Some aspects of the interface are set by the sound designer in real time, such as overall volume, cross-fade curves and max volumes of any individual streams. A variety of parameters are also exposed to allow tuning of roll-off times, smoothing factors, channel leaks, etc. to allow for subtle "massaging" of the resulting sound.
Other parameters in the patch are controlled at runtime by the audio code such as positional weighting of the sounds in the quadraphonic matrix and cross-fade amounts between zones. The audio code takes input from the AI and other game systems to determine how many objects are in a given quadrant of a sphere around the listener and calculate what the volume level should be per channel.
The same raycasting used for the procedural reverb is used for the ambience to determine how big the spheres should be by detecting walls and surfaces. This is included to prevent crowds from being heard through walls or other obstructions.
The system is very reactionary. It has no memory or sense of direction. It responds to the input from the AI and other game systems immediately with no discretion. Because of this, value smoothing is crucial to the end result being perceived as transparent and fluid. The smoothing algorithm is essentially that of a low pass filter, the basic parameters of which are exposed in the UI of the patch for tuning purposes.
The overall output of the ambience system is then bussed to our mixer system, which allows overall control of ambience levels within the game's main mix state. This mixer-based control allows the fading of ambience to occur during cinematics, or the filtering of the ambient sound during special game modes like sensory powers.
This system works fairly well with a couple noticeable exceptions: pedestrians don't have an "idle" state.

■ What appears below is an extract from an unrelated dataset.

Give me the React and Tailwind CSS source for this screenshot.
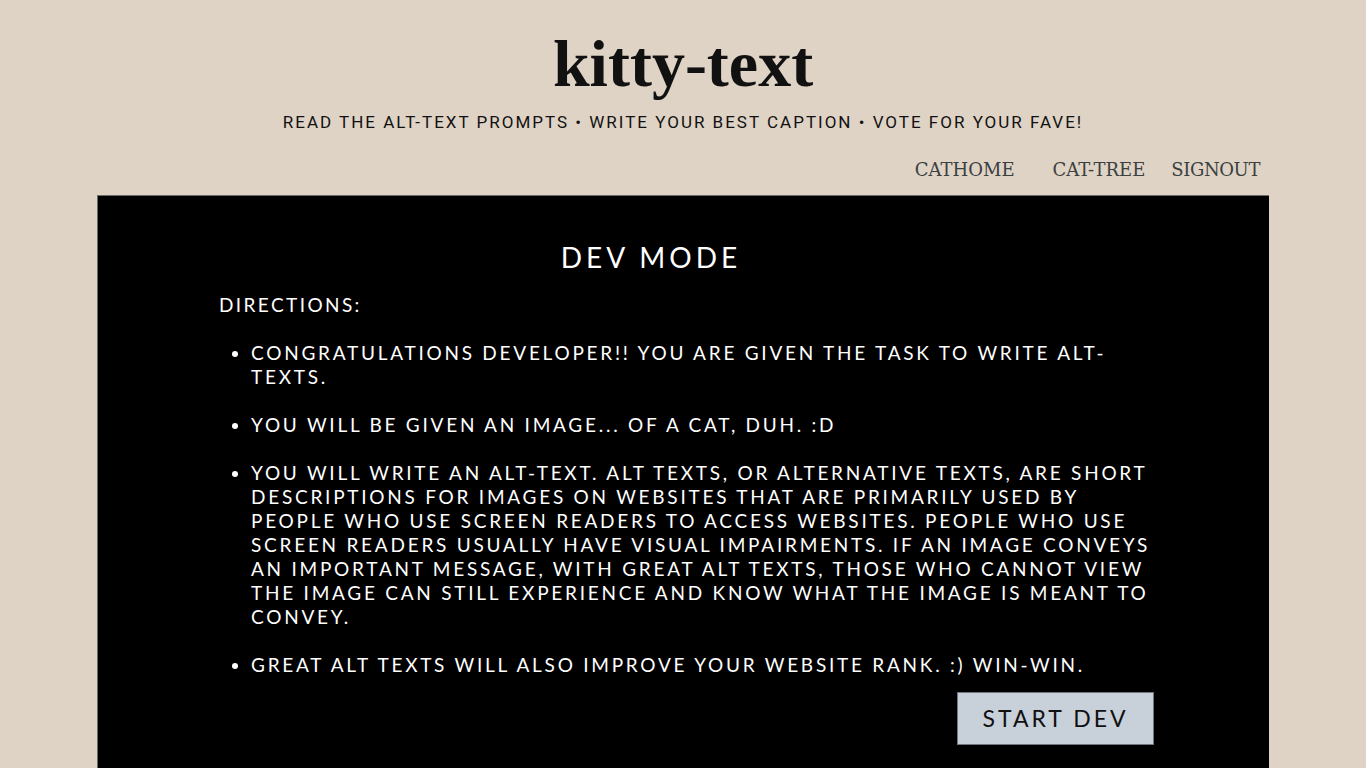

This could have contributed a lot, but we were already pushing the limit with the number of channels and making an appropriate sounding idle crowd layer proved more difficult than expected.
Another issue was crowds were not reactionary enough. Because we resorted to fading the layers, crowds never "burst" with fear, they only grew slowly into fear.

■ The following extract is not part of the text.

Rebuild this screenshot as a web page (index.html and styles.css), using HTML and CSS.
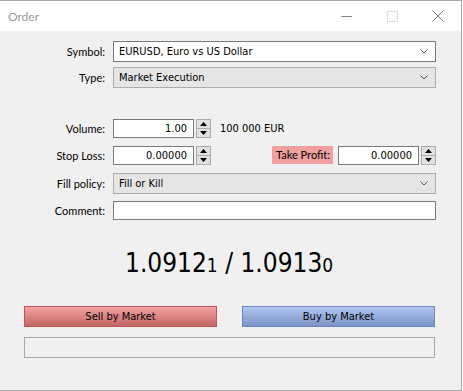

Also, interleaving the ambiences means that all elements of the ambience are linked in time -- so if a car honk occurs two minutes into the file and a scream of a pedestrian three seconds later, this pattern will be repeated every time those channels are both turned up at that stage of the loop.
This leads to predictability, which is never a great attribute with ambience. Lastly, this system does not handle interiors very well so interiors were dealt with by using completely different four-channel ambiences and no object grouping.
Advantages of this system include runtime performance; the interleaved, 18-channel file minimizes disk seeks considerably over running the elements of the ambience as independent streams.
A secondary advantage to the interleaving is that zones can cross-fade procedurally, rather than based on a trigger volume event. This means the player or listener's position in the world can be used to determine the cross-fade amount of, say, the park and the city, rather than a zone boundary which triggers a preset cross-fade between two independent streams.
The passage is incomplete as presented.